The combination of speaking in Cairo and with such empathy about the plight of the Palestinians not only linked some of the most pressing issues facing the Middle East and how the world will deal with this region, but also suggested a new paradigm for US policy. Indeed, even some of the administration’s most ardent critics in the Muslim world were not deaf to Obama’s more harmonious tone. As one Arab critic told me, “Obama was full of humanity. He spoke power with humility.” Even those Arabs who had hoped that the president would flesh out his vision and be specific said that his words carried weight and that he came across as “radically different” from other leading US politicians.

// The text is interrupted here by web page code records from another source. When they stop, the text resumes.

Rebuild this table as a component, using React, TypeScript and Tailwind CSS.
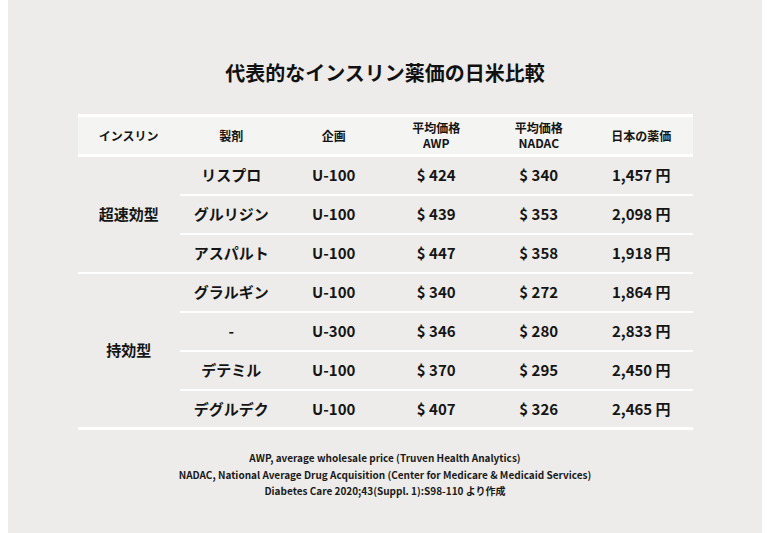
import React from 'react';

type Row = { name: string; conc: string; awp: string; nadac: string; jp: string };

const groups: { label: string; rows: Row[] }[] = [
  {
    label: '超速効型',
    rows: [
      { name: 'リスプロ', conc: 'U-100', awp: '$ 424', nadac: '$ 340', jp: '1,457 円' },
      { name: 'グルリジン', conc: 'U-100', awp: '$ 439', nadac: '$ 353', jp: '2,098 円' },
      { name: 'アスパルト', conc: 'U-100', awp: '$ 447', nadac: '$ 358', jp: '1,918 円' },
    ],
  },
  {
    label: '持効型',
    rows: [
      { name: 'グラルギン', conc: 'U-100', awp: '$ 340', nadac: '$ 272', jp: '1,864 円' },
      { name: '-', conc: 'U-300', awp: '$ 346', nadac: '$ 280', jp: '2,833 円' },
      { name: 'デテミル', conc: 'U-100', awp: '$ 370', nadac: '$ 295', jp: '2,450 円' },
      { name: 'デグルデク', conc: 'U-100', awp: '$ 407', nadac: '$ 326', jp: '2,465 円' },
    ],
  },
];

const font = { fontFamily: '"Noto Sans CJK JP", "Noto Sans", sans-serif' };

export default function App() {
  return (
    <div className="w-[770px] h-[533px] bg-white px-2" style={font}>
      <div className="h-full bg-[#edecea] flex flex-col items-center">
        <h1 className="mt-[61px] text-[20px] leading-[24px] font-bold text-[#111]">
          代表的なインスリン薬価の日米比較
        </h1>

        <table className="mt-[29px] w-[615px] table-fixed border-collapse text-center text-[#151515]">
          <thead>
            <tr className="bg-[#f4f4f3] border-y-[3px] border-white text-[12px] leading-[16px] font-bold">
              <th className="h-[40px] p-0 font-bold">インスリン</th>
              <th className="p-0 font-bold">製剤</th>
              <th className="p-0 font-bold">企画</th>
              <th className="p-0 font-bold">
                <div>平均価格</div>
                <div className="-mt-[1px]">AWP</div>
              </th>
              <th className="p-0 font-bold">
                <div>平均価格</div>
                <div className="-mt-[1px]">NADAC</div>
              </th>
              <th className="p-0 font-bold">日本の薬価</th>
            </tr>
          </thead>
          {groups.map((g, gi) => (
            <tbody
              key={g.label}
              className={
                gi === groups.length - 1
                  ? 'border-b-[3px] border-white'
                  : 'border-b-2 border-white'
              }
            >
              {g.rows.map((r, ri) => (
                <tr key={ri} className="text-[15px] font-bold">
                  {ri === 0 && (
                    <td rowSpan={g.rows.length} className="p-0 align-middle">
                      {g.label}
                    </td>
                  )}
                  {[r.name, r.conc, r.awp, r.nadac, r.jp].map((v, ci) => (
                    <td
                      key={ci}
                      className={
                        ri === 0 ? 'h-[39px] p-0' : 'h-[39px] p-0 border-t-2 border-white'
                      }
                    >
                      {v}
                    </td>
                  ))}
                </tr>
              ))}
            </tbody>
          ))}
        </table>

        <div className="mt-[20px] text-center text-[10px] leading-[16.5px] font-bold text-[#1a1a1a]">
          <p>AWP, average wholesale price (Truven Health Analytics)</p>
          <p>NADAC, National Average Drug Acquisition (Center for Medicare &amp; Medicaid Services)</p>
          <p>Diabetes Care 2020;43(Suppl. 1):S98-110 より作成</p>
        </div>
      </div>
    </div>
  );
}
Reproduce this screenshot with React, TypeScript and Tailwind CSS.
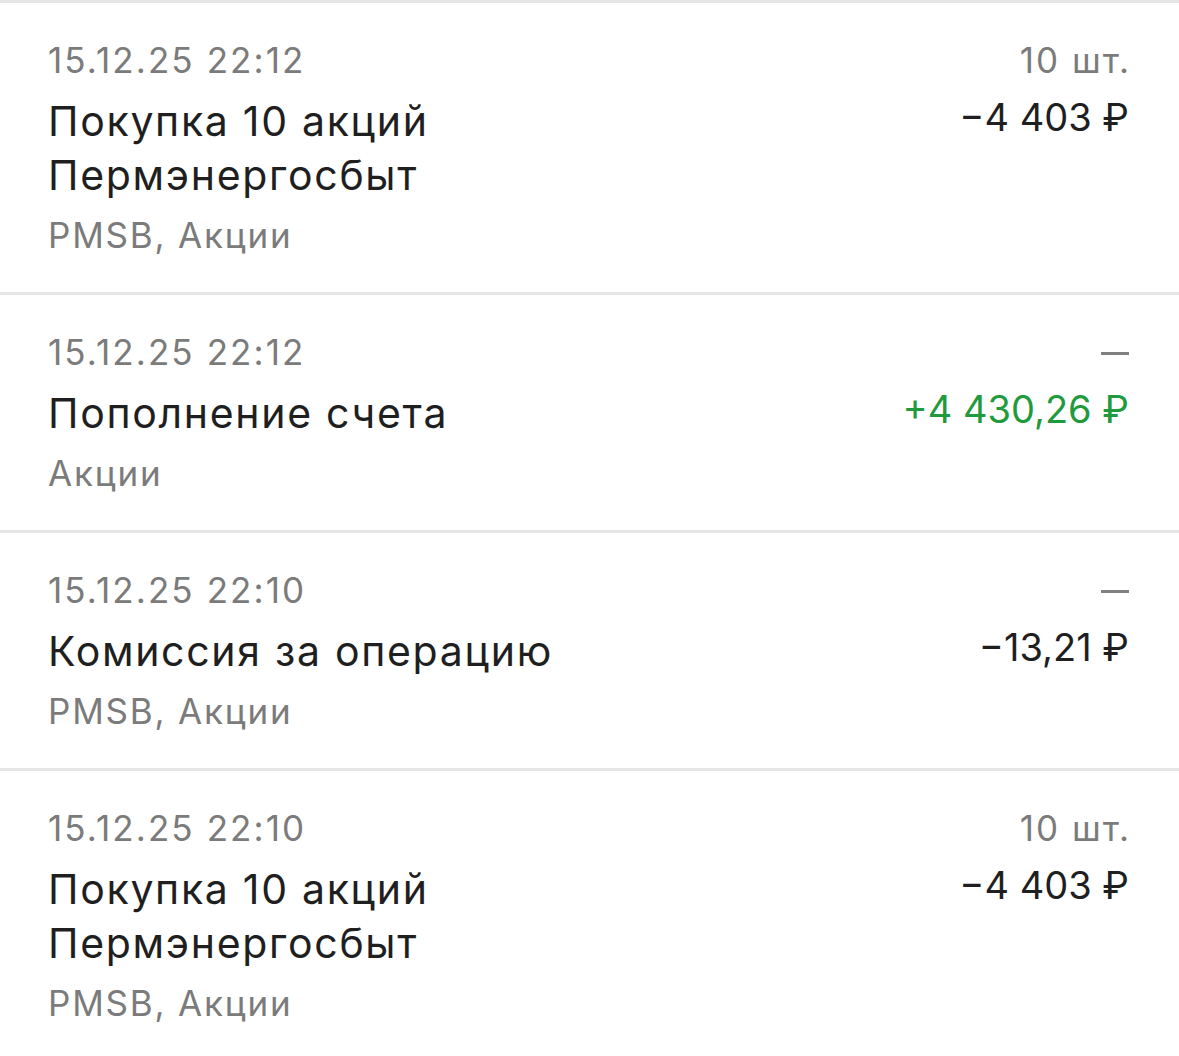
const font = { fontFamily: 'Inter, "Noto Sans", sans-serif' };

type Op = {
  date: string;
  title: string[];
  sub: string;
  qty: string;
  amount: string;
  positive?: boolean;
};

const ops: Op[] = [
  {
    date: '15.12.25 22:12',
    title: ['Покупка 10 акций', 'Пермэнергосбыт'],
    sub: 'PMSB, Акции',
    qty: '10 шт.',
    amount: '−4 403 ₽',
  },
  {
    date: '15.12.25 22:12',
    title: ['Пополнение счета'],
    sub: 'Акции',
    qty: '—',
    amount: '+4 430,26 ₽',
    positive: true,
  },
  {
    date: '15.12.25 22:10',
    title: ['Комиссия за операцию'],
    sub: 'PMSB, Акции',
    qty: '—',
    amount: '−13,21 ₽',
  },
  {
    date: '15.12.25 22:10',
    title: ['Покупка 10 акций', 'Пермэнергосбыт'],
    sub: 'PMSB, Акции',
    qty: '10 шт.',
    amount: '−4 403 ₽',
  },
];

function Row({ op }: { op: Op }) {
  const dash = op.qty === '—';
  return (
    <div className="border-t-[3px] border-[#e6e6e6] flex justify-between pl-[48px] pr-[50px] pt-[35px] pb-[35px]">
      {/* left side */}
      <div className="flex flex-col">
        <div className="text-[35px] leading-[44px] tracking-[2.1px] text-[#7b7b7b]">{op.date}</div>
        <div className="mt-[12px] text-[41px] leading-[54px] tracking-[1.7px] text-[#1f1f1f]">
          {op.title.map((t) => (
            <div key={t}>{t}</div>
          ))}
        </div>
        <div className="mt-[11px] text-[35px] leading-[44px] tracking-[1.8px] text-[#7b7b7b]">{op.sub}</div>
      </div>

      {/* right side */}
      <div className="flex flex-col items-end">
        {dash ? (
          <div className="h-[44px] flex items-center">
            <div className="w-[28px] h-[3px] bg-[#808080] mt-[2px]" />
          </div>
        ) : (
          <div className="text-[35px] leading-[44px] tracking-[2px] text-[#7b7b7b] -mr-[2px]">{op.qty}</div>
        )}
        <div
          className={`mt-[8px] text-[38px] leading-[54px] ${
            op.positive ? 'text-[#1f9a3c]' : 'text-[#1f1f1f]'
          }`}
        >
          {op.amount}
        </div>
      </div>
    </div>
  );
}

export default function App() {
  return (
    <div className="w-[1179px] h-[1056px] bg-white overflow-hidden" style={font}>
      {ops.map((op, i) => (
        <Row key={i} op={op} />
      ))}
    </div>
  );
}
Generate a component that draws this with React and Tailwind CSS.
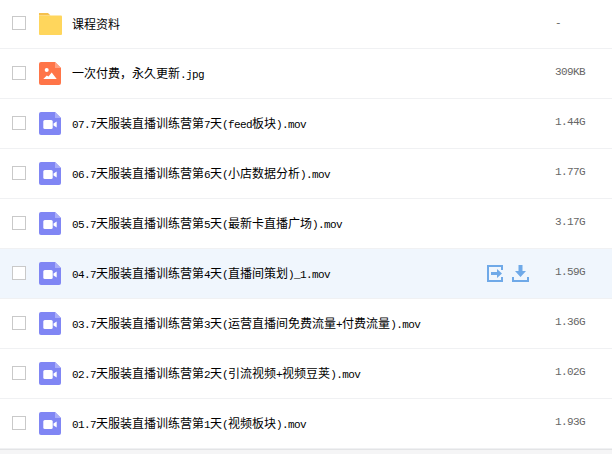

Although Hamas gently criticised Obama for not going far enough in voicing support for Palestinian nationalist aspirations, it said it could “build on” his speech and recognised his tone as different from pronouncements by previous US presidents. "There is a change between the speech of President Obama and previous speeches made by George Bush. But today's remarks at Cairo University were based on soft diplomacy to brighten the image of the United States," said Fawzi Barhoum, a Hamas spokesman in Gaza. "It had many contradictions, all the while reflecting tangible change," he added.
The president’s speech was good, said the Muslim Brotherhood, but that only time would tell if his noble goal would be realised. The head of its Political Bureau, Essam El-Erian, a rising star, said that the speech was “a good start” and that Obama as president followed what he promised as candidate, “but we’re waiting for action on the ground”.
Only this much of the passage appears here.